(Exercise brief): Extract, exactly as written, each line from the start of the records below to the line containing "const OUTLINE = '215,85", both ends included; drop the pictures.
-- BEGIN Information supplied --
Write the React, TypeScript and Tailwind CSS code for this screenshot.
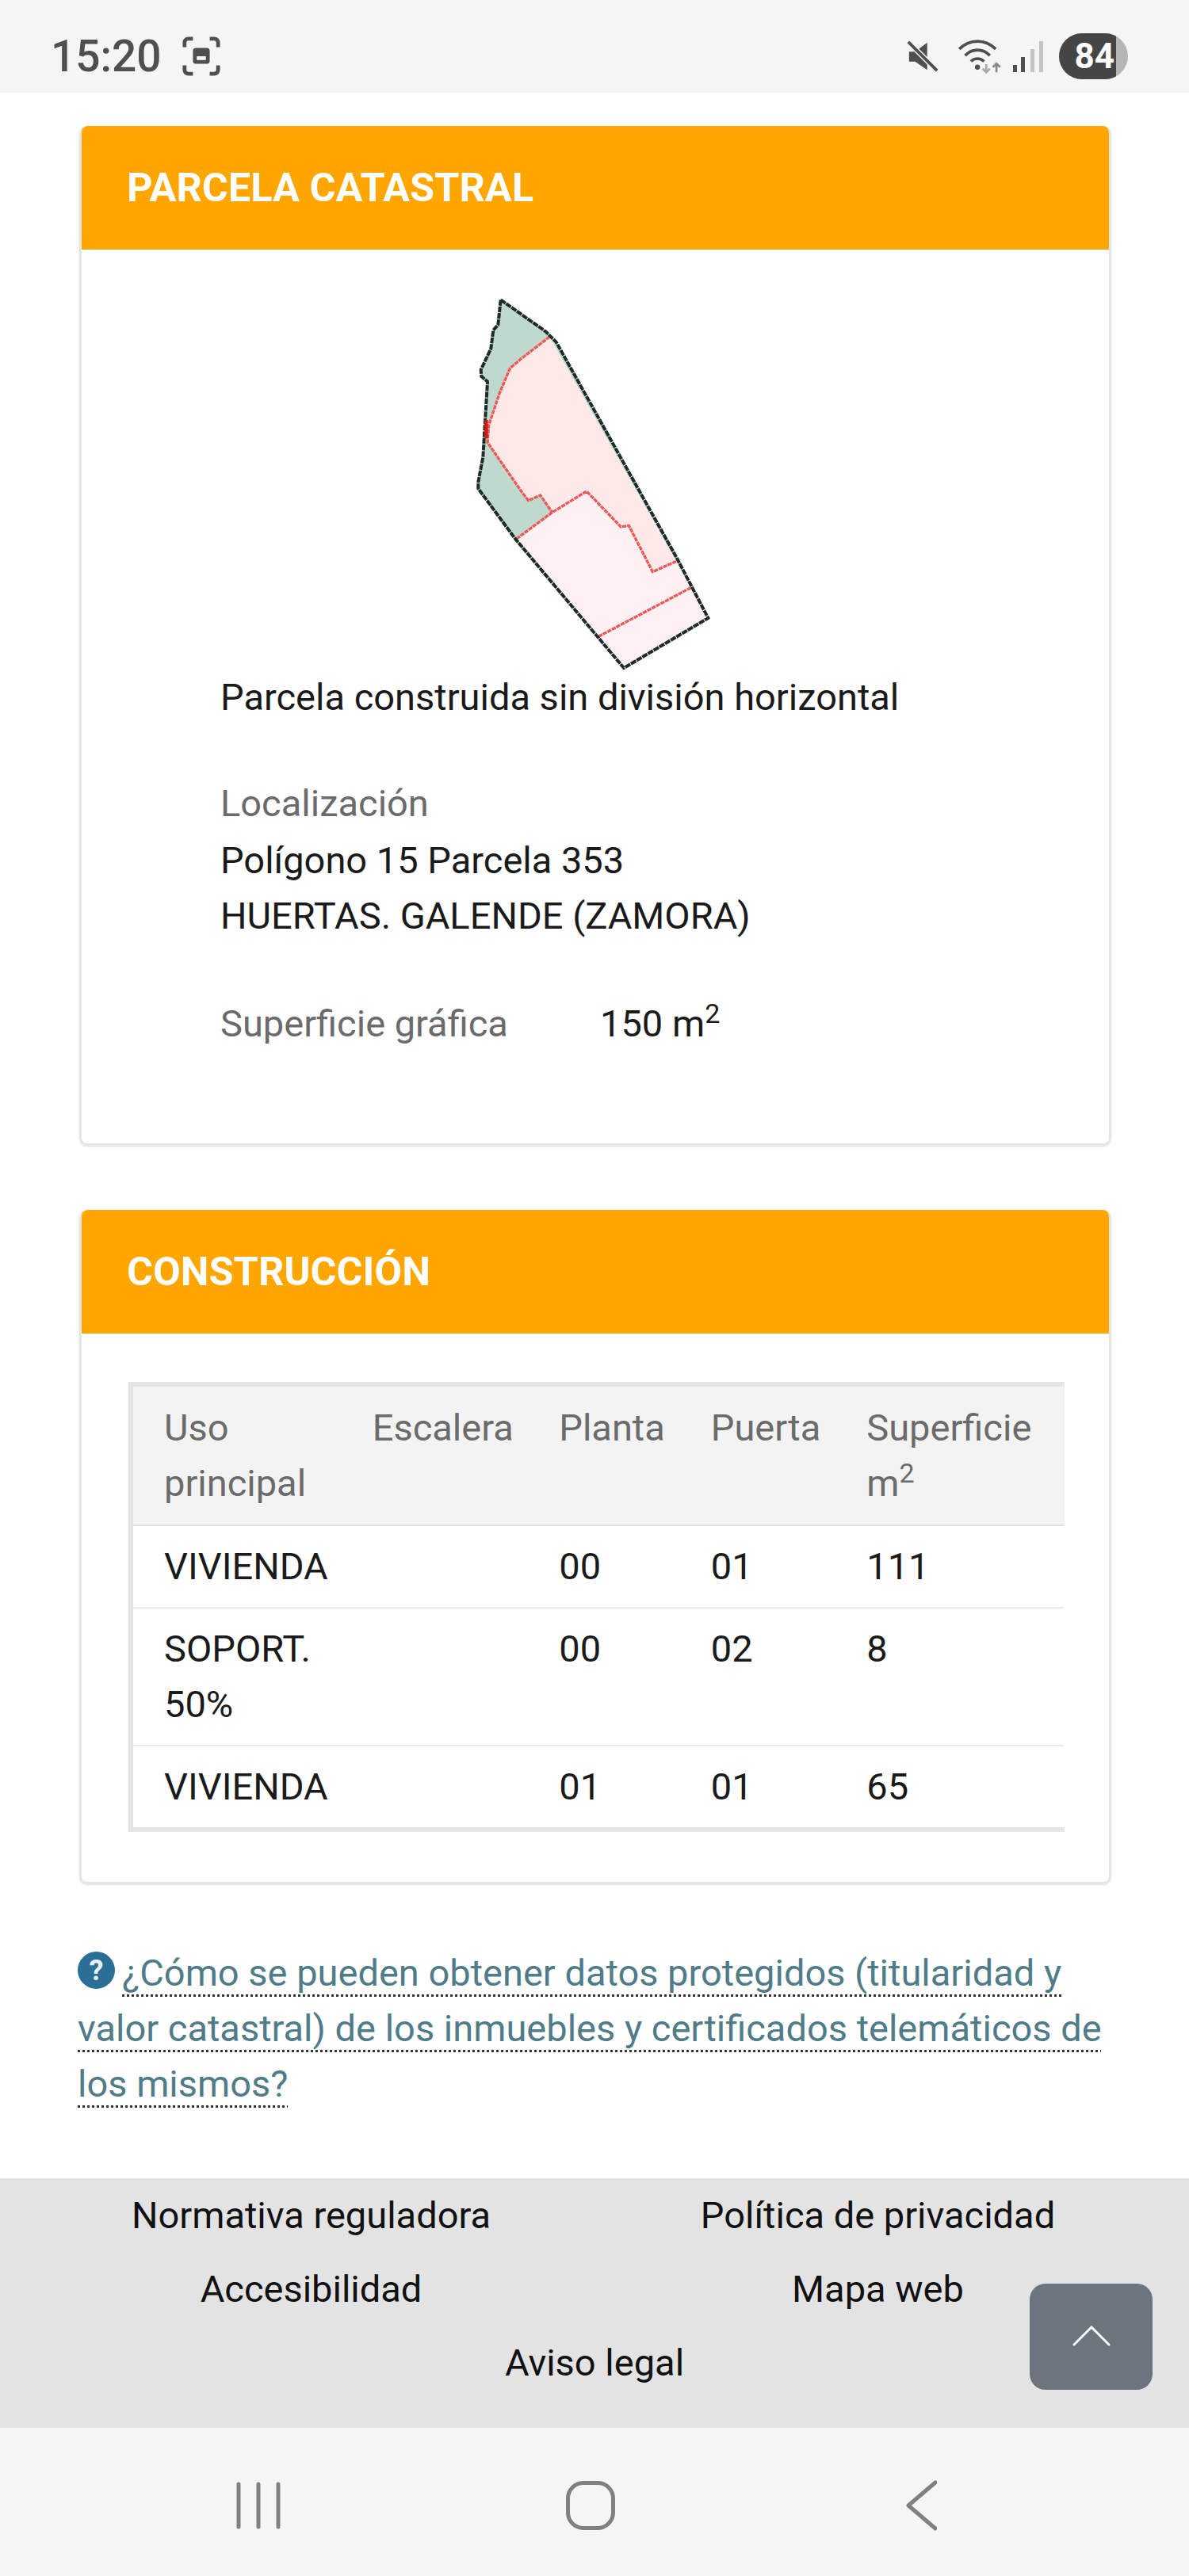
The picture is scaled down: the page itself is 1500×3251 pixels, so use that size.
const FONT = "font-['Roboto',sans-serif]";

const OUTLINE = '215,85 385,205 425,245 880,1060 1000,1290 681,1479 270,990 130,800 130,775 148,680 165,395 142,375 140,350 178,270 187,200 205,180';

const ParcelMap = () => (
  <svg viewBox="0 0 1080 1500" className="block h-[500px] w-[360px]" fill="none">
    <polygon points={OUTLINE} fill="#bfd9ce" />
    <polygon
      points="400,225 290,310 250,345 210,440 170,560 165,625 300,820 320,845 365,825 410,890 540,810 670,945 700,940 790,1115 880,1075"
      fill="#ffe8e8"
    />
    <polygon
      points="275,990 410,890 540,810 670,945 700,940 790,1115 880,1075 1000,1290 681,1479"
      fill="#fff0f3"
    />
    <polyline
      points="400,225 290,310 250,345 210,440 170,560 165,625 300,820 320,845 365,825 410,890"
      stroke="#ea5a5a"
      strokeWidth="10"
      strokeDasharray="16 3"
    />
    <polyline
      points="275,990 410,890 540,810 670,945 700,940 790,1115 880,1075"
      stroke="#ea5a5a"
      strokeWidth="10"
      strokeDasharray="16 3"
    />
    <line x1="585" y1="1360" x2="935" y2="1175" stroke="#ea5a5a" strokeWidth="10" strokeDasharray="16 3" />
    <polygon points={OUTLINE} stroke="#1f2b28" strokeWidth="12" strokeDasharray="22 3" />
    <line x1="160" y1="540" x2="160" y2="610" stroke="#d01a1a" strokeWidth="14" />
  </svg>
);

const CardHeader = ({ title }: { title: string }) => (
  <div className="flex h-[156px] items-center rounded-t-[8px] bg-[#ffa600] pl-[57px] text-[50.5px] font-bold text-white">
    {title}
  </div>
);

const rows = [
  { uso: 'VIVIENDA', planta: '00', puerta: '01', sup: '111' },
  { uso: 'SOPORT. 50%', planta: '00', puerta: '02', sup: '8' },
  { uso: 'VIVIENDA', planta: '01', puerta: '01', sup: '65' },
];

const Th = ({ children, className }: { children: React.ReactNode; className: string }) => (
  <th className={`py-[17px] pl-[39px] align-top font-normal text-[#6b6b6b] ${className}`}>{children}</th>
);

const StatusBar = () => (
  <div className="flex h-[117px] items-center justify-between bg-[#f5f5f5] pl-[64px] pr-[77px] pt-[25px]">
    <div className="flex items-center gap-[25px]">
      <span className="text-[55px] font-medium text-[#4f4f4f]">15:20</span>
      <svg viewBox="0 0 52 52" className="h-[50px] w-[50px]" fill="none" stroke="#4f4f4f" strokeWidth="5">
        <path d="M4 14V8a5 5 0 0 1 5-5h6M37 3h6a5 5 0 0 1 5 5v6M48 38v6a5 5 0 0 1-5 5h-6M15 49H9a5 5 0 0 1-5-5v-6" />
        <rect x="15" y="15" width="22" height="21" rx="4" fill="#4f4f4f" stroke="none" />
        <rect x="20" y="26" width="12" height="5" fill="#f5f5f5" stroke="none" />
      </svg>
    </div>
    <div className="flex items-center">
      <svg viewBox="0 0 44 44" className="mr-[20px] h-[42px] w-[42px]">
        <path d="M4 16h8L28 4v36L12 29H4z" fill="#4f4f4f" />
        <path d="M3 3l38 38" stroke="#f5f5f5" strokeWidth="7" />
        <path d="M3 3l38 38" stroke="#4f4f4f" strokeWidth="4" />
      </svg>
      <svg viewBox="0 0 60 50" className="h-[46px] w-[60px]" fill="none">
        <path d="M3 15C18 1 38 1 53 15" stroke="#4f4f4f" strokeWidth="4" />
        <path d="M11 24C21 14 35 14 45 24" stroke="#4f4f4f" strokeWidth="4" />
        <path d="M19 32C24 27 32 27 37 32" stroke="#4f4f4f" strokeWidth="4" />
        <circle cx="28" cy="40" r="3.5" fill="#4f4f4f" />
        <path d="M40 36v10M35 42l5 5 5-5" stroke="#aaa" strokeWidth="3" />
        <path d="M54 47V35M49 40l5-5 5 5" stroke="#8a8a8a" strokeWidth="3" />
      </svg>
      <svg viewBox="0 0 39 40" className="ml-[13px] h-[40px] w-[39px]">
        <rect x="0" y="31" width="5" height="9" fill="#4f4f4f" />
        <rect x="10" y="21" width="5" height="19" fill="#4f4f4f" />
        <rect x="22" y="11" width="5" height="29" fill="#c4c4c4" />
        <rect x="33" y="1" width="5" height="39" fill="#c4c4c4" />
      </svg>
      <div className="ml-[19px] flex h-[58px] w-[87px] items-center overflow-hidden rounded-[29px] bg-[#b5b5b5]">
        <div className="flex h-full w-[72px] items-center justify-end bg-[#454545] pr-[2px] text-[44px] font-bold text-white">
          84
        </div>
      </div>
    </div>
  </div>
);

const NavBar = () => (
  <div className="flex h-[187px] items-center bg-[#f5f5f5] pl-[298px] pt-[8px]">
    <svg viewBox="0 0 56 60" className="h-[60px] w-[56px]" fill="none" stroke="#808080" strokeWidth="5" strokeLinecap="round">
      <path d="M3 3v54M28 3v54M53 3v54" />
    </svg>
    <div className="ml-[360px] h-[62px] w-[62px] rounded-[22px] border-[5px] border-[#808080]" />
    <svg viewBox="0 0 40 64" className="ml-[366px] h-[64px] w-[40px]" fill="none" stroke="#808080" strokeWidth="5" strokeLinecap="round" strokeLinejoin="round">
      <path d="M38 3L4 32l34 29" />
    </svg>
  </div>
);

export default function App() {
  return (
    <div className={`min-h-[3251px] w-[1500px] bg-white text-[47px] leading-[70px] text-[#1a1a1a] ${FONT}`}>
      <StatusBar />
      <main className="pl-[100px] pr-[98px] pt-[42px]">
        <section className="rounded-[10px] border-[3px] border-t-0 border-[#e6e6e6] shadow-sm">
          <CardHeader title="PARCELA CATASTRAL" />
          <div className="h-[1128px] pl-[175px]">
            <div className="ml-[282px] h-[530px] pt-[35px]">
              <ParcelMap />
            </div>
            <p>Parcela construida sin división horizontal</p>
            <p className="mt-[64px] text-[#6b6b6b]">Localización</p>
            <p className="mt-[2px]">Polígono 15 Parcela 353</p>
            <p>HUERTAS. GALENDE (ZAMORA)</p>
            <div className="mt-[66px] flex">
              <span className="w-[479px] text-[#6b6b6b]">Superficie gráfica</span>
              <span>
                150 m<sup className="text-[34px]">2</sup>
              </span>
            </div>
          </div>
        </section>

        <section className="mt-[81px] rounded-[10px] border-[3px] border-t-0 border-[#e6e6e6] shadow-sm">
          <CardHeader title="CONSTRUCCIÓN" />
          <div className="pb-[63px] pl-[59px] pr-[57px] pt-[61px]">
            <table className="w-[1181px] table-fixed border-b-[6px] border-l-[6px] border-t-[6px] border-[#e5e5e5] text-left">
              <thead>
                <tr className="border-b-[2px] border-[#e3e3e3] bg-[#f3f3f3]">
                  <Th className="w-[265px]">Uso principal</Th>
                  <Th className="w-[235px]">Escalera</Th>
                  <Th className="w-[191px]">Planta</Th>
                  <Th className="w-[196px]">Puerta</Th>
                  <Th className="w-[288px]">
                    Superficie m<sup className="text-[34px]">2</sup>
                  </Th>
                </tr>
              </thead>
              <tbody>
                {rows.map((row, index) => (
                  <tr key={index} className={index < rows.length - 1 ? 'border-b-[2px] border-[#e8e8e8]' : ''}>
                    <td className="py-[16px] pl-[39px] align-top">{row.uso}</td>
                    <td />
                    <td className="py-[16px] pl-[39px] align-top">{row.planta}</td>
                    <td className="py-[16px] pl-[39px] align-top">{row.puerta}</td>
                    <td className="py-[16px] pl-[39px] align-top">{row.sup}</td>
                  </tr>
                ))}
              </tbody>
            </table>
          </div>
        </section>
      </main>

      <p className="mt-[77px] pl-[98px] pr-[90px] text-[#4f7c88]">
        <span className="mr-[9px] mt-[8px] inline-flex h-[47px] w-[47px] items-center justify-center rounded-full bg-[#2b6f97] align-top text-[36px] font-bold leading-none text-[#e8f2f6]">
          ?
        </span>
        <span className="underline decoration-[#333] decoration-dotted decoration-[3px] underline-offset-[11px] [text-decoration-skip-ink:none]">
          ¿Cómo se pueden obtener datos protegidos (titularidad y valor catastral) de los inmuebles y certificados telemáticos de los mismos?
        </span>
      </p>

      <footer className="relative mt-[84px] grid grid-cols-2 bg-[#e3e3e3] pb-[36px] pl-[35px] pr-[35px] text-center leading-[93px] text-[#111]">
        <span>Normativa reguladora</span>
        <span>Política de privacidad</span>
        <span>Accesibilidad</span>
        <span>Mapa web</span>
        <span className="col-span-2">Aviso legal</span>
        <button className="absolute left-[1299px] top-[133px] flex h-[134px] w-[155px] items-start justify-center rounded-[20px] bg-[#6c757d] pt-[53px]">
          <svg viewBox="0 0 48 26" className="h-[26px] w-[48px]" fill="none" stroke="white" strokeWidth="3" strokeLinecap="round">
            <path d="M2 24L24 2l22 22" />
          </svg>
        </button>
      </footer>
      <NavBar />
    </div>
  );
}
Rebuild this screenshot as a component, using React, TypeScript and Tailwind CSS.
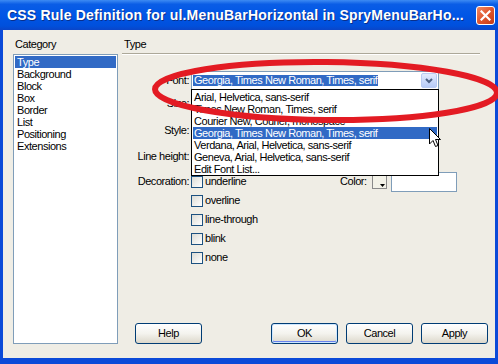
import React from "react";

const categories = ["Type", "Background", "Block", "Box", "Border", "List", "Positioning", "Extensions"];

const fonts = [
  "Arial, Helvetica, sans-serif",
  "Times New Roman, Times, serif",
  "Courier New, Courier, monospace",
  "Georgia, Times New Roman, Times, serif",
  "Verdana, Arial, Helvetica, sans-serif",
  "Geneva, Arial, Helvetica, sans-serif",
  "Edit Font List...",
];

const decorations = ["underline", "overline", "line-through", "blink", "none"];

function Checkbox() {
  return <span className="w-[12px] h-[12px] shrink-0 border border-[#1c5180] bg-gradient-to-br from-[#dcdcd5] to-white" />;
}

function XPButton({ label, isDefault }: { label: string; isDefault?: boolean }) {
  return (
    <button
      className={`w-[67px] h-[21px] rounded-[3px] border border-[#003c74] bg-gradient-to-b from-white via-[#f4f3ee] to-[#dcd8cb] text-[11px] leading-none ${
        isDefault ? "shadow-[inset_0_0_0_1px_#cee7ff,inset_0_-1px_0_1px_#6982ee]" : ""
      }`}
    >
      {label}
    </button>
  );
}

export default function App() {
  return (
    <div className="relative w-[498px] h-[364px] flex flex-col overflow-hidden bg-[#0b4ad8] font-['Liberation_Sans',Arial,sans-serif] text-[11px] tracking-[-0.45px] text-black">
      {/* Title bar */}
      <div className="h-[30px] shrink-0 flex items-center pl-[7px] pr-[3px] bg-[linear-gradient(to_bottom,#3d8bf3_0%,#0a5de6_14%,#0056e6_50%,#0050dc_86%,#0a45c8_100%)]">
        <span className="text-white font-bold text-[14px] tracking-[0.2px] [text-shadow:1px_1px_0_#0a2f8a]">
          CSS Rule Definition for ul.MenuBarHorizontal in SpryMenuBarHo...
        </span>
        <button className="ml-auto w-[19px] h-[19px] rounded-[3px] border border-white bg-gradient-to-br from-[#f08a64] via-[#e0552c] to-[#c43b16] flex items-center justify-center">
          <svg width="11" height="11" viewBox="0 0 11 11">
            <path d="M1.5 1.5 L9.5 9.5 M9.5 1.5 L1.5 9.5" stroke="white" strokeWidth="2.2" strokeLinecap="square" />
          </svg>
        </button>
      </div>

      {/* Body */}
      <div className="flex-1 flex mx-[3px] mb-[6px] bg-[#efede5] pt-[8px] pb-[14px] pl-[10px] pr-[7px] gap-[4px]">
        {/* Category column */}
        <div className="w-[105px] flex flex-col">
          <div className="h-[13px] leading-[13px] pl-[2px]">Category</div>
          <div className="mt-[3px] h-[290px] border border-[#7f9db9] bg-white pt-px px-px flex flex-col">
            {categories.map((c, i) => (
              <div
                key={c}
                className={`h-[12px] leading-[12px] pl-[2px] ${i === 0 ? "bg-[#316ac5] text-white" : ""}`}
              >
                {c}
              </div>
            ))}
          </div>
        </div>

        {/* Type panel */}
        <div className="flex-1 flex flex-col">
          <div className="h-[13px] leading-[13px] pl-[2px]">Type</div>
          <div className="mt-[2px] mr-[8px] h-px bg-[#aca899] shadow-[0_1px_0_white]" />

          <div className="mt-[17px] flex flex-col">
            {/* Font */}
            <div className="h-[19px] flex items-center">
              <span className="w-[67px] text-right">Font:</span>
              <div className="relative ml-[2px] w-[248px] h-[19px] border border-[#7f9db9] bg-white flex items-center pl-px pr-[1px]">
                <span className="bg-[#316ac5] text-white px-px leading-[11px]">
                  Georgia, Times New Roman, Times, serif
                </span>
                <span className="ml-auto w-[16px] h-[15px] rounded-[2px] border border-[#b9cbf3] bg-gradient-to-b from-[#e3ebfd] to-[#b7cbf7] flex items-center justify-center">
                  <svg width="8" height="6" viewBox="0 0 8 6">
                    <path d="M1 1 L4 4 L7 1" stroke="#4d6185" strokeWidth="2" fill="none" />
                  </svg>
                </span>

                {/* Open list */}
                <div className="absolute left-[-1px] top-[17px] w-[248px] z-10 border border-black bg-white pt-px px-px">
                  {fonts.map((f, i) => (
                    <div
                      key={f}
                      className={`h-[12px] leading-[12px] pl-px whitespace-nowrap ${i === 3 ? "bg-[#316ac5] text-white" : ""}`}
                    >
                      {f}
                    </div>
                  ))}
                </div>
              </div>
            </div>

            {/* Size */}
            <div className="mt-[4px] h-[19px] flex items-center">
              <span className="w-[67px] text-right">Size:</span>
            </div>
            {/* Style */}
            <div className="mt-[8px] h-[19px] flex items-center">
              <span className="w-[67px] text-right">Style:</span>
            </div>
            {/* Line height */}
            <div className="mt-[7px] h-[19px] flex items-center">
              <span className="w-[67px] text-right">Line height:</span>
            </div>

            {/* Decoration */}
            <div className="mt-[6px] flex">
              <span className="w-[67px] h-[19px] leading-[19px] text-right">Decoration:</span>
              <div className="ml-[2px] flex flex-col">
                {decorations.map((d, i) => (
                  <div key={d} className="h-[19px] flex items-center">
                    <div className="w-[149px] flex items-center gap-[2px]">
                      <Checkbox />
                      <span>{d}</span>
                    </div>
                    {i === 0 && (
                      <div className="flex items-center">
                        <span>Color:</span>
                        <span className="ml-[5px] w-[15px] h-[15px] border border-[#8a8a8a] bg-[#f3f2e8] relative">
                          <svg className="absolute right-[1px] bottom-[1px]" width="5" height="3" viewBox="0 0 5 3">
                            <path d="M0 0 H5 L2.5 3 Z" fill="black" />
                          </svg>
                        </span>
                        <span className="ml-[4px] w-[66px] h-[20px] border border-[#7f9db9] bg-white" />
                      </div>
                    )}
                  </div>
                ))}
              </div>
            </div>
          </div>

          <div className="flex-1" />

          {/* Buttons */}
          <div className="flex items-end pl-[13px]">
            <XPButton label="Help" />
            <div className="ml-auto flex gap-[8px]">
              <XPButton label="OK" isDefault />
              <XPButton label="Cancel" />
              <XPButton label="Apply" />
            </div>
          </div>
        </div>
      </div>

      {/* Red annotation ellipse */}
      <svg className="absolute left-0 top-0 pointer-events-none z-20" width="498" height="364" viewBox="0 0 498 364">
        <ellipse cx="326" cy="91" rx="171" ry="29" fill="none" stroke="#e31b23" strokeWidth="6" transform="rotate(0.6 326 91)" />
      </svg>

      {/* Mouse cursor */}
      <svg className="absolute left-[429px] top-[128px] z-30" width="13" height="21" viewBox="0 0 13 21">
        <path d="M0.5 0.5 L0.5 16 L4 12.5 L6.5 18.5 L9 17.5 L6.5 11.5 L11.5 11.5 Z" fill="white" stroke="black" strokeWidth="1" strokeLinejoin="round" />
      </svg>
    </div>
  );
}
-- END Information supplied --
(Written solution):
Write the React, TypeScript and Tailwind CSS code for this screenshot.
The picture is scaled down: the page itself is 1500×3251 pixels, so use that size.
const FONT = "font-['Roboto',sans-serif]";

const OUTLINE = '215,85 385,205 425,245 880,1060 1000,1290 681,1479 270,990 130,800 130,775 148,680 165,395 142,375 140,350 178,270 187,200 205,180';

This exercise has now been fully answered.